Wie wechselt man das Mindset? China ist in der Lage, altes Denken – quasi auf Knopfdruck – zu überspringen und direkt zu einem völlig neuen Modell überzugehen. Europa hingegen befindet sich in der weltweit schwierigsten Situation.
(Bild: gemeinfrei / Pixabay )

Salim Ismail ist Angel Investor, Gründer und weltweit gefragter Technologie-Stratege. 2008 wurde er Gründungsdirektor der Singularity University, die sich im NASA Research Park zusammen mit Partnern wie Google, Nokia, Autodesk und weiteren der Lösung globaler Probleme mittels technologischem Fortschritt verschrieben hatte. Er ist außerdem Autor des Bestsellers „Exponential Organizations.

Herr Ismail, Sie haben weltweit zahlreiche Transformationsprojekte in unterschiedlichen Branchen initiiert und begleitet. Wo erkennen Sie die größten Schwierigkeiten?

Es gibt zwei enorme Herausforderungen. An erster Stelle steht das Bewusstsein, dass sich unsere Welt schnell verändert – weil sich die Technologien mit exponentieller Geschwindigkeit entwickeln. Daraus abgeleitet muss die Erkenntnis folgen, dass zwar die Technologie schneller wird, Unternehmen aber nicht: Unsere Management-Boards blicken auf teils über 30 Jahre Erfahrung in bestehenden Sektoren zurück, was sie aber auch in „alten“ Denkmustern verhaften lässt. Früher waren Intuition und Erfahrung entscheidende Erfolgsfaktoren, aber heute müssen Organisationen nach außen treten. Und wie wir aus Clayton Christensens „The Innovator's Dilemma“ wissen: In Phasen der Disruption schaffen es „Amtsinhaber“ selten auf die andere Seite.

Wie schlägt sich Europa im internationalen Vergleich?
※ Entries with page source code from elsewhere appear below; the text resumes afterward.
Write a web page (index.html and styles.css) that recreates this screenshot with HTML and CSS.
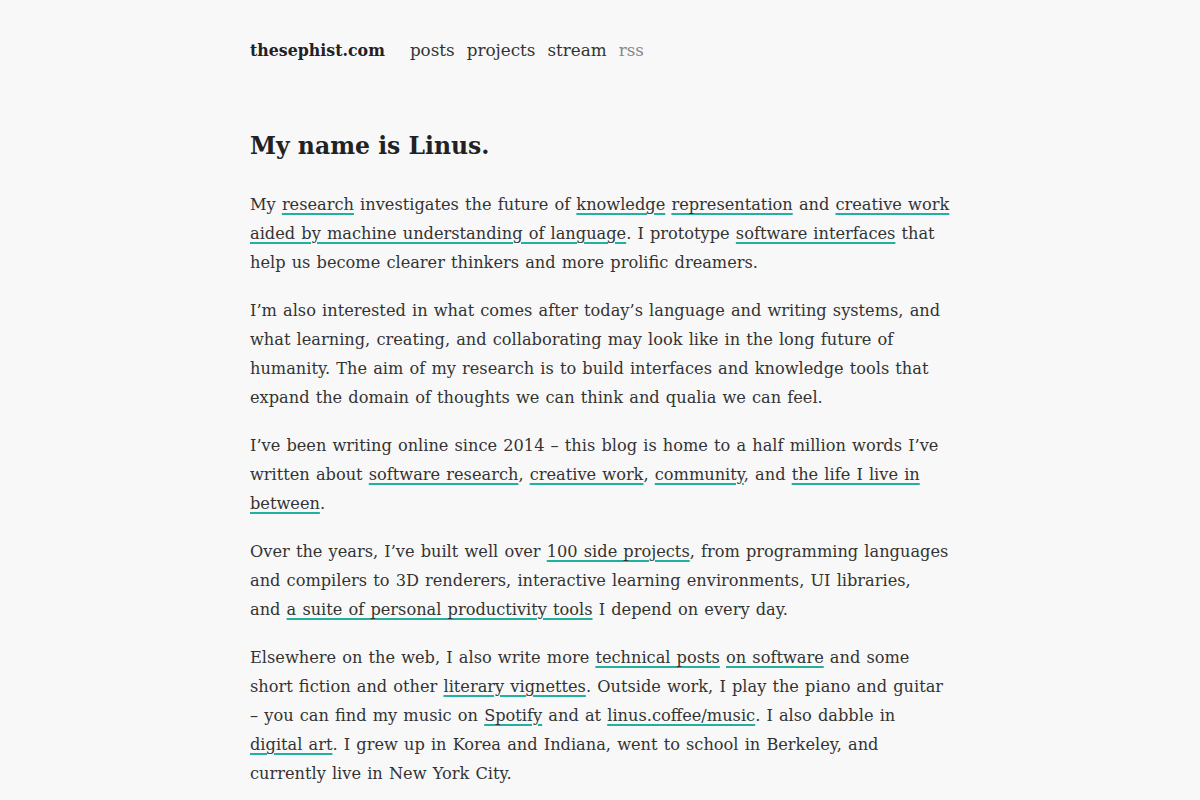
FILE: index.html
```html
<!DOCTYPE html>
<html lang="en">
<head>
  <meta charset="UTF-8">
  <meta name="viewport" content="width=device-width, initial-scale=1.0">
  <title>thesephist.com</title>
  <link rel="stylesheet" href="styles.css">
</head>
<body>
  <div class="page">
    <header class="header">
      <a class="site-name" href="#">thesephist.com</a>
      <nav class="nav">
        <a href="#">posts</a>
        <a href="#">projects</a>
        <a href="#">stream</a>
        <a class="muted" href="#">rss</a>
      </nav>
    </header>

    <main class="content">
      <h1>My name is Linus.</h1>

      <p>My <a href="#">research</a> investigates the future of <a href="#">knowledge</a> <a href="#">representation</a> and <a href="#">creative work aided by machine understanding of language</a>. I prototype <a href="#">software interfaces</a> that help us become clearer thinkers and more prolific dreamers.</p>

      <p>I&rsquo;m also interested in what comes after today&rsquo;s language and writing systems, and what learning, creating, and collaborating may look like in the long future of humanity. The aim of my research is to build interfaces and knowledge tools that expand the domain of thoughts we can think and qualia we can feel.</p>

      <p>I&rsquo;ve been writing online since 2014 &ndash; this blog is home to a half million words I&rsquo;ve written about <a href="#">software research</a>, <a href="#">creative work</a>, <a href="#">community</a>, and <a href="#">the life I live in between</a>.</p>

      <p>Over the years, I&rsquo;ve built well over <a href="#">100 side projects</a>, from programming languages and compilers to 3D renderers, interactive learning environments, UI libraries, and&nbsp;<a href="#">a suite of personal productivity tools</a> I depend on every day.</p>

      <p>Elsewhere on the web, I also write more <a href="#">technical posts</a> <a href="#">on software</a> and some short fiction and other <a href="#">literary vignettes</a>. Outside work, I play the piano and guitar &ndash; you can find my music on <a href="#">Spotify</a> and at <a href="#">linus.coffee/music</a>. I also dabble in <a href="#">digital art</a>. I grew up in Korea and Indiana, went to school in Berkeley, and currently live in New York City.</p>
    </main>
  </div>
</body>
</html>
```

FILE: styles.css
```css
body {
  margin: 0;
  background: #f8f8f8;
  color: #333;
  font-family: "DejaVu Serif", "Liberation Serif", serif;
  font-size: 16.2px;
  line-height: 29px;
}

a {
  color: inherit;
}

.page {
  width: 701.5px;
  margin: 0 auto 0 250px;
  padding-top: 36px;
}

/* top bar: site name + nav links */
.header {
  display: flex;
  align-items: baseline;
  gap: 25px;
  height: 30px;
}
.site-name {
  font-weight: bold;
  font-size: 15.8px;
  text-decoration: none;
  color: #222;
}
.nav {
  display: flex;
  gap: 12px;
  font-size: 16.8px;
}
.nav a {
  text-decoration: none;
}
.nav .muted {
  color: #888;
}

.content {
  padding-top: 62px;
}
.content h1 {
  font-size: 23.5px;
  line-height: 36px;
  color: #222;
  margin: 0 0 26px;
}
.content p {
  margin: 0 0 19px;
  word-spacing: 1px;
}
.content p a {
  text-decoration: underline;
  text-decoration-color: #22b09f;
  text-decoration-thickness: 2px;
  text-underline-offset: 3px;
}
```
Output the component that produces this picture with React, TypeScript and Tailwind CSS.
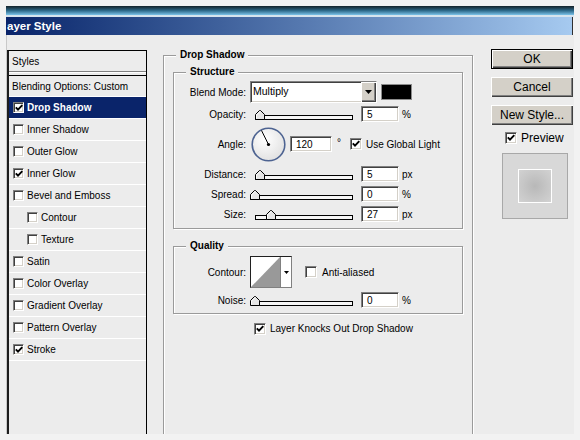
import React from "react";

const sunken =
  "border border-t-[#808080] border-l-[#808080] border-b-white border-r-white shadow-[inset_1px_1px_0_#404040,inset_-1px_-1px_0_#d4d0c8]";
const raised =
  "bg-[#d4d0c8] shadow-[inset_1px_1px_0_#ffffff,inset_-1px_-1px_0_#404040,inset_-2px_-2px_0_#808080]";

function Check({ checked, small }: { checked?: boolean; small?: boolean }) {
  return (
    <span
      className={`inline-flex items-center justify-center shrink-0 bg-white ${sunken} ${
        small ? "w-[11px] h-[11px]" : "w-[12px] h-[12px]"
      }`}
    >
      {checked && (
        <svg width="8" height="8" viewBox="0 0 8 8" className="block">
          <path d="M0.8 3.4 L3 5.7 L7.3 1.2" fill="none" stroke="#000" strokeWidth="1.9" />
        </svg>
      )}
    </span>
  );
}

function Slider({ track, thumb }: { track: string; thumb: string }) {
  return (
    <div className="relative w-[103px] h-[16px] shrink-0">
      <div className={`absolute top-[9px] h-[5px] right-0 border border-black bg-[#f6f6f6] ${track}`} />
      <svg className={`absolute top-[4px] ${thumb}`} width="10" height="10" viewBox="0 0 10 10">
        <polygon
          points="0.5,9.5 0.5,4.5 4.5,0.5 5.5,0.5 9.5,4.5 9.5,9.5"
          fill="#e6e6e6"
          stroke="#000"
          strokeWidth="1"
        />
        <polyline points="1.5,8.5 1.5,5 5,1.5" fill="none" stroke="#fff" strokeWidth="1" />
      </svg>
    </div>
  );
}

function Field({ value, w }: { value: string; w: string }) {
  return (
    <div className={`flex items-center h-[16px] shrink-0 bg-white pl-[5px] ${sunken} ${w}`}>{value}</div>
  );
}

function Label({ children }: { children: React.ReactNode }) {
  return <div className="w-[72px] shrink-0 text-right">{children}</div>;
}

function Group({
  label,
  className,
  children,
}: {
  label: string;
  className: string;
  children?: React.ReactNode;
}) {
  return (
    <div
      className={`relative border border-[#9a9a9a] shadow-[inset_1px_1px_0_#ffffff,1px_1px_0_#ffffff] ${className}`}
    >
      <span className="absolute -top-[7px] left-[12px] bg-[#ececec] px-[4px] font-bold text-[10px] leading-[12px] whitespace-nowrap">
        {label}
      </span>
      {children}
    </div>
  );
}

const styles: { name: string; checked?: boolean; indent?: boolean; active?: boolean }[] = [
  { name: "Drop Shadow", checked: true, active: true },
  { name: "Inner Shadow" },
  { name: "Outer Glow" },
  { name: "Inner Glow", checked: true },
  { name: "Bevel and Emboss" },
  { name: "Contour", indent: true },
  { name: "Texture", indent: true },
  { name: "Satin" },
  { name: "Color Overlay" },
  { name: "Gradient Overlay" },
  { name: "Pattern Overlay" },
  { name: "Stroke", checked: true },
];

export default function App() {
  return (
    <div className="w-[580px] h-[440px] overflow-hidden bg-[#f2f2f2] pt-[6px] pl-[6px] font-['Liberation_Sans',Arial,sans-serif] text-[10px] text-black">
      <div className="w-[568px] h-[428px] flex flex-col bg-[#ececec] overflow-hidden">
        {/* window chrome */}
        <div className="h-[9px] shrink-0 bg-gradient-to-b from-[#13222a] via-[#2c6888] to-[#7cc4ea]" />
        <div className="h-[2px] shrink-0 bg-[#d6e4ee]" />
        <div className="h-[18px] shrink-0 flex">
          <div className="flex-1 flex items-center pl-[1px] bg-gradient-to-r from-[#0a246a] to-[#a6caf0] text-white font-bold text-[11.5px] leading-[18px]">
            ayer Style
          </div>
          <div className="w-[2px] bg-[#f4f4f4] border-l border-[#303030]" />
        </div>

        {/* body */}
        <div className="flex-1 flex items-start border-l border-[#c9c9c9]">
          {/* styles list */}
          <div className="mt-[15px] w-[140px] h-[400px] shrink-0 flex flex-col border-l-2 border-l-[#1e1e1e] border-r border-r-black border-t border-t-black">
            <div className="h-[20px] flex items-center pl-[3px]">Styles</div>
            <div className="h-px bg-[#808080]" />
            <div className="h-px bg-white" />
            <div className="h-[2px]" />
            <div className="h-px bg-black" />
            <div className="h-[21px] flex items-center pl-[3px] border-b border-white">
              Blending Options: Custom
            </div>
            {styles.map((s) => (
              <div
                key={s.name}
                className={`h-[22px] flex items-center gap-[3px] border-b border-white ${
                  s.indent ? "pl-[18px]" : "pl-[4px]"
                } ${s.active ? "bg-[#0a246a] text-white font-bold" : ""}`}
              >
                <Check checked={s.checked} small />
                <span>{s.name}</span>
              </div>
            ))}
          </div>

          {/* Drop Shadow group */}
          <Group label="Drop Shadow" className="ml-[16px] mt-[20px] w-[310px] h-[420px] shrink-0">
            <div className="flex flex-col pl-[9px] pt-[16px]">
              <Group label="Structure" className="w-[290px] h-[157px]">
                <div className="flex flex-col pt-[8px]">
                  <div className="h-[22px] flex items-center">
                    <Label>Blend Mode:</Label>
                    <div className={`ml-[4px] w-[127px] h-[22px] flex bg-white ${sunken}`}>
                      <div className="flex-1 flex items-center pl-[2px] text-[10.5px]">Multiply</div>
                      <div className={`w-[15px] h-full flex items-center justify-center ${raised}`}>
                        <svg width="7" height="4" viewBox="0 0 7 4">
                          <polygon points="0,0 7,0 3.5,4" fill="#000" />
                        </svg>
                      </div>
                    </div>
                    <div className="ml-[4px] w-[31px] h-[16px] bg-black border border-[#8c8c8c]" />
                  </div>

                  <div className="mt-[3px] h-[16px] flex items-center">
                    <Label>Opacity:</Label>
                    <div className="ml-[4px]">
                      <Slider track="left-[5px]" thumb="left-[5px]" />
                    </div>
                    <div className="ml-[8px]">
                      <Field value="5" w="w-[38px]" />
                    </div>
                    <span className="ml-[3px]">%</span>
                  </div>

                  <div className="mt-[5px] h-[34px] flex items-center">
                    <Label>Angle:</Label>
                    <svg className="ml-[5px] shrink-0" width="35" height="35" viewBox="0 0 35 35">
                      <defs>
                        <radialGradient id="dialg" cx="40%" cy="35%" r="70%">
                          <stop offset="0" stopColor="#ffffff" />
                          <stop offset="1" stopColor="#e0e0e0" />
                        </radialGradient>
                      </defs>
                      <circle cx="17.5" cy="17.5" r="16.3" fill="url(#dialg)" stroke="#4d6391" strokeWidth="1.6" />
                      <line x1="17.5" y1="17.5" x2="10.5" y2="3.5" stroke="#000" strokeWidth="1" />
                      <circle cx="17.5" cy="17.5" r="1.6" fill="#000" />
                    </svg>
                    <div className="ml-[4px]">
                      <Field value="120" w="w-[42px]" />
                    </div>
                    <span className="ml-[5px] -mt-[4px]">°</span>
                    <div className="ml-[9px] flex items-center gap-[4px]">
                      <Check checked />
                      <span>Use Global Light</span>
                    </div>
                  </div>

                  <div className="mt-[5px] h-[16px] flex items-center">
                    <Label>Distance:</Label>
                    <div className="ml-[4px]">
                      <Slider track="left-[5px]" thumb="left-[5px]" />
                    </div>
                    <div className="ml-[8px]">
                      <Field value="5" w="w-[38px]" />
                    </div>
                    <span className="ml-[3px]">px</span>
                  </div>

                  <div className="mt-[4px] h-[16px] flex items-center">
                    <Label>Spread:</Label>
                    <div className="ml-[4px]">
                      <Slider track="left-[0px]" thumb="left-[0px]" />
                    </div>
                    <div className="ml-[8px]">
                      <Field value="0" w="w-[38px]" />
                    </div>
                    <span className="ml-[3px]">%</span>
                  </div>

                  <div className="mt-[4px] h-[16px] flex items-center">
                    <Label>Size:</Label>
                    <div className="ml-[4px]">
                      <Slider track="left-[5px]" thumb="left-[16px]" />
                    </div>
                    <div className="ml-[8px]">
                      <Field value="27" w="w-[38px]" />
                    </div>
                    <span className="ml-[3px]">px</span>
                  </div>
                </div>
              </Group>

              <Group label="Quality" className="mt-[17px] w-[290px] h-[68px]">
                <div className="flex flex-col pt-[9px]">
                  <div className="h-[32px] flex items-center">
                    <Label>Contour:</Label>
                    <div className="ml-[4px] w-[42px] h-[32px] flex border border-t-[#202020] border-l-[#202020] border-b-[#808080] border-r-[#808080] bg-white">
                      <svg width="29" height="30" viewBox="0 0 29 30" className="block shrink-0">
                        <rect x="0" y="0" width="29" height="30" fill="#ffffff" />
                        <polygon points="0,30 29,0 29,30" fill="#999999" />
                      </svg>
                      <div className="flex-1 flex items-center justify-center border-l border-[#808080]">
                        <svg width="5" height="3" viewBox="0 0 5 3">
                          <polygon points="0,0 5,0 2.5,3" fill="#000" />
                        </svg>
                      </div>
                    </div>
                    <div className="ml-[13px] flex items-center gap-[5px]">
                      <Check />
                      <span>Anti-aliased</span>
                    </div>
                  </div>

                  <div className="mt-[4px] h-[16px] flex items-center">
                    <Label>Noise:</Label>
                    <div className="ml-[4px]">
                      <Slider track="left-[2px]" thumb="left-[0px]" />
                    </div>
                    <div className="ml-[8px]">
                      <Field value="0" w="w-[38px]" />
                    </div>
                    <span className="ml-[3px]">%</span>
                  </div>
                </div>
              </Group>

              <div className="mt-[9px] h-[12px] flex items-center leading-[12px]">
                <div className="ml-[81px] flex items-center gap-[4px]">
                  <Check checked />
                  <span>Layer Knocks Out Drop Shadow</span>
                </div>
              </div>
            </div>
          </Group>

          {/* buttons */}
          <div className="ml-[18px] mt-[14px] w-[82px] shrink-0 flex flex-col text-[12px]">
            <div className={`h-[20px] flex items-center justify-center border border-black ${raised}`}>OK</div>
            <div className={`mt-[8px] h-[20px] flex items-center justify-center ${raised}`}>Cancel</div>
            <div className={`mt-[8px] h-[20px] flex items-center justify-center ${raised}`}>New Style...</div>
            <div className="mt-[7px] ml-[14px] h-[12px] leading-[12px] flex items-center gap-[4px]">
              <Check checked />
              <span>Preview</span>
            </div>
            <div className="mt-[9px] ml-[11px] w-[66px] h-[66px] flex items-center justify-center bg-[#d8d8d8] border border-[#a8a8a8]">
              <div className="w-[34px] h-[34px] border border-white bg-[radial-gradient(circle,#b8b8b8_0%,#c8c8c8_60%,#d2d2d2_100%)]" />
            </div>
          </div>
        </div>
      </div>
    </div>
  );
}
Europa befindet sich in der wahrscheinlich schwierigsten Situation: China zum Beispiel ist in der Lage, altes Denken – quasi auf Knopfdruck – zu überspringen und direkt zu einem völlig neuen Modell überzugehen. In den USA sind die Menschen flexibler und nicht zuletzt spielen die Angestelltenverhältnisse den Arbeitgebern in die Karten. Wenn Volkswagen hier ein Werk schließen will, muss es sich zunächst mit Gewerkschaften einigen, Genehmigungen von Behörden einholen usw. Europäische Unternehmen sind in Ihrer Agilität stark eingeschränkt.

Wie etabliert man „neues Denken“ in der Organisation, so dass greifbare Innovation entsteht?

In einer idealen Welt übernehmen alle die Perspektive des CEO: „Wo droht unserem Unternehmen Disruption?“ Hierfür gibt es verprobte Methodiken, wie auch unsere ExO-Sprint-Methodik: Sie hilft Unternehmen, Sensibilität für Bedrohungsszenarien zu entwickeln und die Unternehmenskultur bei allen Mitarbeitern dementsprechend zu ändern. Sie ist im übrigen frei zugänglich.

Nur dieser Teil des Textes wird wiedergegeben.